Quote exactly, and only, the lines from the one with "The picture is" down to the one with "const CM = 50.4;", both included.

*Supplied data*:
※ ※ ※

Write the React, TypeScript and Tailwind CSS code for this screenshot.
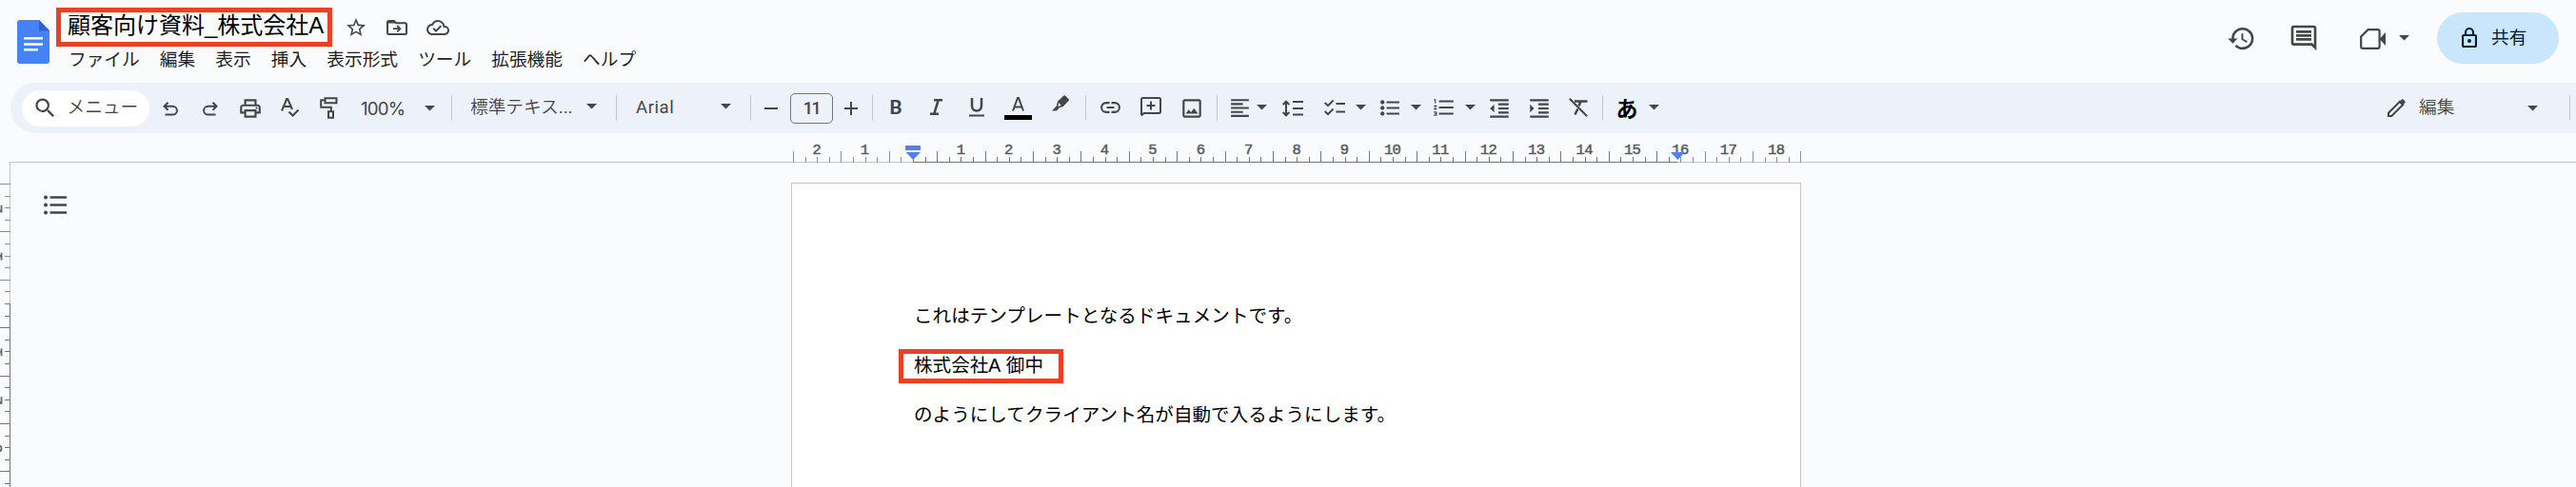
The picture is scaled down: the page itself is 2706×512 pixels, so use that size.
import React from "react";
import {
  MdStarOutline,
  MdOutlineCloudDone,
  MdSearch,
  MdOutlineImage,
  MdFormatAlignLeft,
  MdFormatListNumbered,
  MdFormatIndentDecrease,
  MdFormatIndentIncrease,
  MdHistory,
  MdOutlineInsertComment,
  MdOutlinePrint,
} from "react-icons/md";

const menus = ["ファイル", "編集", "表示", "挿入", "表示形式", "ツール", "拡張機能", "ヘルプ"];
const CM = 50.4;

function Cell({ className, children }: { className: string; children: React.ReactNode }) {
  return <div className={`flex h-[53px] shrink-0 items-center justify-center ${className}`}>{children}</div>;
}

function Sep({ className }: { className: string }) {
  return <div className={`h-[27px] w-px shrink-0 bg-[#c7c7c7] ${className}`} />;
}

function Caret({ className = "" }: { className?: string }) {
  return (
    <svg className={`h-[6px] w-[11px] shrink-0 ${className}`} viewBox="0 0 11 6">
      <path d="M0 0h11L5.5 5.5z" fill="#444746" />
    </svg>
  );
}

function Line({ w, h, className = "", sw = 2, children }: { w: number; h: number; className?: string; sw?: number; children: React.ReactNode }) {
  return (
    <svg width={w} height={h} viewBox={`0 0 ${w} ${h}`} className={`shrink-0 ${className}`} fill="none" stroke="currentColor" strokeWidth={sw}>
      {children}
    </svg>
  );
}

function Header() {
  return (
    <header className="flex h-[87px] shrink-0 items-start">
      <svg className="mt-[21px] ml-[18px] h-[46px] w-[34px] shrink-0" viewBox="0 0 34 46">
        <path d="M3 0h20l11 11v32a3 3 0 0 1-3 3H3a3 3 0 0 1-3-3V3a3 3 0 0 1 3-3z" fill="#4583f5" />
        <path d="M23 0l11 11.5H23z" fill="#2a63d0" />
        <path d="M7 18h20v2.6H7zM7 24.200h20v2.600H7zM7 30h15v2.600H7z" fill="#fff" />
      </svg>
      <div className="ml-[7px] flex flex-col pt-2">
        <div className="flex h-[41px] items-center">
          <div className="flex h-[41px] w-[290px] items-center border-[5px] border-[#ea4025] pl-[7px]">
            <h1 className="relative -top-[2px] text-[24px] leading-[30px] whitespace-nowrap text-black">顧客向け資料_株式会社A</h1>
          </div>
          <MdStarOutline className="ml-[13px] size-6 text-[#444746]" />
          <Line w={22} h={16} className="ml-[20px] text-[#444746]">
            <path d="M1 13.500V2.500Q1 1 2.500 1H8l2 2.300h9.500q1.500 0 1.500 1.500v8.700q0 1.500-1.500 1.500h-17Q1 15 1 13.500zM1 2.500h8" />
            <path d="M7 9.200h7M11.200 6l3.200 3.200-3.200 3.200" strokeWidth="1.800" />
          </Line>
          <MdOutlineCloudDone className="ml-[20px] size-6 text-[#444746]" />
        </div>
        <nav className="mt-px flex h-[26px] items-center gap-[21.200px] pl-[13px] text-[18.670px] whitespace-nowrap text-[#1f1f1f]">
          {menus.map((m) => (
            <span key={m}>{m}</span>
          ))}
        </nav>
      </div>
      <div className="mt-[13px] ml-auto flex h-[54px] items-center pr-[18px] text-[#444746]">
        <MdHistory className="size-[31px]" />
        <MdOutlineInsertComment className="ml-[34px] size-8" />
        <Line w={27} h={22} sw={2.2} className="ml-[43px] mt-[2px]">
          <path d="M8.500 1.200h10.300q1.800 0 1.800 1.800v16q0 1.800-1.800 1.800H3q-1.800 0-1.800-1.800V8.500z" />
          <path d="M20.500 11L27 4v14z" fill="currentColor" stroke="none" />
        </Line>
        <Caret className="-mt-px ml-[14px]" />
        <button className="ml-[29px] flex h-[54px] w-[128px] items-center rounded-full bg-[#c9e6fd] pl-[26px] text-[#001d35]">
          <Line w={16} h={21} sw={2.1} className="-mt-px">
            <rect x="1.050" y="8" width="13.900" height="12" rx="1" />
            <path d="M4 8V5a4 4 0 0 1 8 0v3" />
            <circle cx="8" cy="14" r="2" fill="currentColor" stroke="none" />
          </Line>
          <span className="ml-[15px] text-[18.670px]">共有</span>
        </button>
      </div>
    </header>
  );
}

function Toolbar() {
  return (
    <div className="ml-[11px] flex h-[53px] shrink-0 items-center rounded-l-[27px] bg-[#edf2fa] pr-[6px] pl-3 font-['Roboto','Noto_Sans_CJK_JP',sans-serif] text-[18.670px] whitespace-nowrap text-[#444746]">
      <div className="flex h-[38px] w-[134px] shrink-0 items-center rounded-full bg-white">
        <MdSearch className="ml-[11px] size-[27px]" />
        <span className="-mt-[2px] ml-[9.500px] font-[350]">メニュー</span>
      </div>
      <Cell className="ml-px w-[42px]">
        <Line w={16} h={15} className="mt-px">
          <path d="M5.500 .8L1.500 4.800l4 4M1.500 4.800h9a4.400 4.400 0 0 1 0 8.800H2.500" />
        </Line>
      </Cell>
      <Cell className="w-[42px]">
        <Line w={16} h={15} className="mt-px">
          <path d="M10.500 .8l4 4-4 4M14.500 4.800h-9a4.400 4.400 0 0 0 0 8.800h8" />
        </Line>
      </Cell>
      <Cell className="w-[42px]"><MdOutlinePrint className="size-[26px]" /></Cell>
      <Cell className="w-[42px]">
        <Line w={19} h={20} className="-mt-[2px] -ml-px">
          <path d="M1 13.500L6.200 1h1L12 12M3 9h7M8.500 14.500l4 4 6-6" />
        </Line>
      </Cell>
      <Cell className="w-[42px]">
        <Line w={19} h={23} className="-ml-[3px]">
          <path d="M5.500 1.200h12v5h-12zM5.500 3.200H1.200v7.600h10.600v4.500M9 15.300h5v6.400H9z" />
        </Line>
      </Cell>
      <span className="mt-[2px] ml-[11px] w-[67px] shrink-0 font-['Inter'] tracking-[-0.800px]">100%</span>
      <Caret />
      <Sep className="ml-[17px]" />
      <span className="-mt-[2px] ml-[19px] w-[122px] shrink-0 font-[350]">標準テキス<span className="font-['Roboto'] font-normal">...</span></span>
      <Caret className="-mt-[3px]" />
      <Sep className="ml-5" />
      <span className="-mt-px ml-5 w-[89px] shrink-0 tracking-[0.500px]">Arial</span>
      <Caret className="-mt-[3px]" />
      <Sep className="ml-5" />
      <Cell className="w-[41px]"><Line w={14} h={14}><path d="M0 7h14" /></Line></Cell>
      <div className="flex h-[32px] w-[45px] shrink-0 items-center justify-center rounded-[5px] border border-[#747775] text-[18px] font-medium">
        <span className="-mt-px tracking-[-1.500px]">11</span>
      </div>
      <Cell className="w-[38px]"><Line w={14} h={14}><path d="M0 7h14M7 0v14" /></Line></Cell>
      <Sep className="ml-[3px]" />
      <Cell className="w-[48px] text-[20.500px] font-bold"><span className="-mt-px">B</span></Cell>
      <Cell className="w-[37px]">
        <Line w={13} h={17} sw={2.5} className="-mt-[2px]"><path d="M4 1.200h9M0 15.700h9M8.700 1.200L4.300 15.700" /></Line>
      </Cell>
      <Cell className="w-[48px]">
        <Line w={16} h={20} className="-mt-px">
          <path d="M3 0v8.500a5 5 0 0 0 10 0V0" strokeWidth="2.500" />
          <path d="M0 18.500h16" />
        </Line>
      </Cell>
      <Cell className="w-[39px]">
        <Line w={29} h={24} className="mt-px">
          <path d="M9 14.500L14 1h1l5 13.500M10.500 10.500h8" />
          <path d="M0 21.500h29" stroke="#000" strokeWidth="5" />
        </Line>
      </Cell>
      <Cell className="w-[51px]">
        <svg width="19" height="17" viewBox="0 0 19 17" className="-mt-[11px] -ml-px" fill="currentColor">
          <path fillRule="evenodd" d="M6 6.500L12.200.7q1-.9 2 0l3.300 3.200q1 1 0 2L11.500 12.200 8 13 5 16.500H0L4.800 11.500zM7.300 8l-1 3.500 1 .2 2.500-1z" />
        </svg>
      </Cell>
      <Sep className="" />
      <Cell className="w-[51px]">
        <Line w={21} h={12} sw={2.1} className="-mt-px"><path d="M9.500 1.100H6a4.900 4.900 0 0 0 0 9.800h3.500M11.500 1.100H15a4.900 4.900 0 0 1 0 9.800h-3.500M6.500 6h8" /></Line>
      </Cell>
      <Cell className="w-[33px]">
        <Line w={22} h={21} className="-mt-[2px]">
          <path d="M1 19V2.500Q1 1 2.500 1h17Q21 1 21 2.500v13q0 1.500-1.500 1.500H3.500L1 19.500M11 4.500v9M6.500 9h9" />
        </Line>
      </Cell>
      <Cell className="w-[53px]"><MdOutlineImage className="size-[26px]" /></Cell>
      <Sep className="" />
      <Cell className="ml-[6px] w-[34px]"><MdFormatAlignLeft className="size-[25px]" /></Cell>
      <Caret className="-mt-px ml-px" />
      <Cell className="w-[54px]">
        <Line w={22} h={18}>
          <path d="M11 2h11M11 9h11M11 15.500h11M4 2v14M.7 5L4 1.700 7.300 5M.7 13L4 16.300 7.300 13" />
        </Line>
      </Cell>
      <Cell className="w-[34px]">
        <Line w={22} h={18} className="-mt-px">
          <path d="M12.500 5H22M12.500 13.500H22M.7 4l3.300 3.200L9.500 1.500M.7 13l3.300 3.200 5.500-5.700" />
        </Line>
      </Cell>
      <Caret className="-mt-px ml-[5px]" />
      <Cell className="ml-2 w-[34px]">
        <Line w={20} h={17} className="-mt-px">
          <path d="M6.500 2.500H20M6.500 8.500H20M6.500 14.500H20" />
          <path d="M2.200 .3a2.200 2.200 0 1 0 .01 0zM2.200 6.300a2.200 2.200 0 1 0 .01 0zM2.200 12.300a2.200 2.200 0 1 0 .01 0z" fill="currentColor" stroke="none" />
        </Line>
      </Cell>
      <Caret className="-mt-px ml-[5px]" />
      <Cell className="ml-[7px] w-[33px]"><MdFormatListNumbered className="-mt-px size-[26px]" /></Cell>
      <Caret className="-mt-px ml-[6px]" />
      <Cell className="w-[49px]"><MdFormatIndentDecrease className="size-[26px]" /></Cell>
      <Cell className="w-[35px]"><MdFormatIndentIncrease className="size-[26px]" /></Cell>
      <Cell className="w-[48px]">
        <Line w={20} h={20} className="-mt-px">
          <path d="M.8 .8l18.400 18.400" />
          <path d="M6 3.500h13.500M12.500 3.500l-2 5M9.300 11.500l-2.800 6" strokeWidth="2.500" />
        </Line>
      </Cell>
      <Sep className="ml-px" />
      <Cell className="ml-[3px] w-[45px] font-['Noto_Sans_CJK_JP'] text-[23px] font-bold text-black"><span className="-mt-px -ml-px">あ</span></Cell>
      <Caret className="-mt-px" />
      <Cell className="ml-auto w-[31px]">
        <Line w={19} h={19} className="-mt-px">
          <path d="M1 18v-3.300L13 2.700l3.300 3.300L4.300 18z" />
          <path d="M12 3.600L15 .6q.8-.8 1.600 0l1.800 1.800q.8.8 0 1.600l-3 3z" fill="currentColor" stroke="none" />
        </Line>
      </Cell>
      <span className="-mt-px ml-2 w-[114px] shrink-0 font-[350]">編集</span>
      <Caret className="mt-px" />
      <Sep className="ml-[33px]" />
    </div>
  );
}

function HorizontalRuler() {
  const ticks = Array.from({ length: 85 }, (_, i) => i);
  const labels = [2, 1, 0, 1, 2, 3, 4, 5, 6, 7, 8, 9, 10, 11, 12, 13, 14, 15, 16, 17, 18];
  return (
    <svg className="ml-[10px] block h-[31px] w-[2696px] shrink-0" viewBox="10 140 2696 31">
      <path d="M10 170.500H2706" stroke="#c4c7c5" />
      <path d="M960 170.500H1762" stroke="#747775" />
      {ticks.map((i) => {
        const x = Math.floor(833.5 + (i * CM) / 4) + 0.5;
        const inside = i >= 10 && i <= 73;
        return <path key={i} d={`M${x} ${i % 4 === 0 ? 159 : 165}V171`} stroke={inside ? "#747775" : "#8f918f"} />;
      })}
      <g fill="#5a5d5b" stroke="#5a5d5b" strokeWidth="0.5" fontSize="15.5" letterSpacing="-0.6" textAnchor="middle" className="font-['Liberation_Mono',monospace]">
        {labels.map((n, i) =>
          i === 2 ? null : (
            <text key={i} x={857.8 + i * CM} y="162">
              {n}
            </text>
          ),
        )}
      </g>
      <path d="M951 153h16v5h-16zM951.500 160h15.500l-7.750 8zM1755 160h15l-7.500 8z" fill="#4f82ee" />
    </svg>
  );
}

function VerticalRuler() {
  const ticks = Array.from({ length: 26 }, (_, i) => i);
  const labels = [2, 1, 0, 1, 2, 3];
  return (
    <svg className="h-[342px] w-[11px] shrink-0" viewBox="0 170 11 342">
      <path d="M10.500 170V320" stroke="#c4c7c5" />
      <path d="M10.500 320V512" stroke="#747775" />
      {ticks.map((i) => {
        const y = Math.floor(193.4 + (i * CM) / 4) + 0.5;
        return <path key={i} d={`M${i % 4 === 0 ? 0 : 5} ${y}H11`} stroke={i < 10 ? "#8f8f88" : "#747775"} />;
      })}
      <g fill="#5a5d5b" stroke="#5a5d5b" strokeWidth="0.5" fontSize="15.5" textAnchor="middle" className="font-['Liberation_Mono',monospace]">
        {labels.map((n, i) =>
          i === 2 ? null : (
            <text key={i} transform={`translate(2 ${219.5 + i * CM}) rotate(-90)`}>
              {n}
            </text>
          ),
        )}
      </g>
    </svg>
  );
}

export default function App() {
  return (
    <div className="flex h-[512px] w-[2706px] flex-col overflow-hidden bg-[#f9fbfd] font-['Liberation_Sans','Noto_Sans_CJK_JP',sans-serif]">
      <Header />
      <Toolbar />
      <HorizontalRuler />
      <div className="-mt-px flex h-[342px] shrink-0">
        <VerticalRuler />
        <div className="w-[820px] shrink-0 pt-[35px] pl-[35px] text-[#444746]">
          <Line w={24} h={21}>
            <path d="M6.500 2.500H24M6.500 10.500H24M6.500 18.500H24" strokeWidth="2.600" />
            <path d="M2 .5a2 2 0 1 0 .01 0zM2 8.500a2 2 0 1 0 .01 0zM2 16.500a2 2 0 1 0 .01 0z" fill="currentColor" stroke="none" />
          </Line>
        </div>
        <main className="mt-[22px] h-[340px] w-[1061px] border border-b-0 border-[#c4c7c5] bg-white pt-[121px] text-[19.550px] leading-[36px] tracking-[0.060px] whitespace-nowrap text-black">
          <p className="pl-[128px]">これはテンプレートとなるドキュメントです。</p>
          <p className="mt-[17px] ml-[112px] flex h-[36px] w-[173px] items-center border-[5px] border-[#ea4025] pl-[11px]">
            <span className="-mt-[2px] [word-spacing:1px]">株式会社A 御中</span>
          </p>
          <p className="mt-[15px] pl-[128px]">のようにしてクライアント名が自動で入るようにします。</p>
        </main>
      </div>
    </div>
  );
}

※ ※ ※

*Task result*:
The picture is scaled down: the page itself is 2706×512 pixels, so use that size.
import React from "react";
import {
  MdStarOutline,
  MdOutlineCloudDone,
  MdSearch,
  MdOutlineImage,
  MdFormatAlignLeft,
  MdFormatListNumbered,
  MdFormatIndentDecrease,
  MdFormatIndentIncrease,
  MdHistory,
  MdOutlineInsertComment,
  MdOutlinePrint,
} from "react-icons/md";

const menus = ["ファイル", "編集", "表示", "挿入", "表示形式", "ツール", "拡張機能", "ヘルプ"];
const CM = 50.4;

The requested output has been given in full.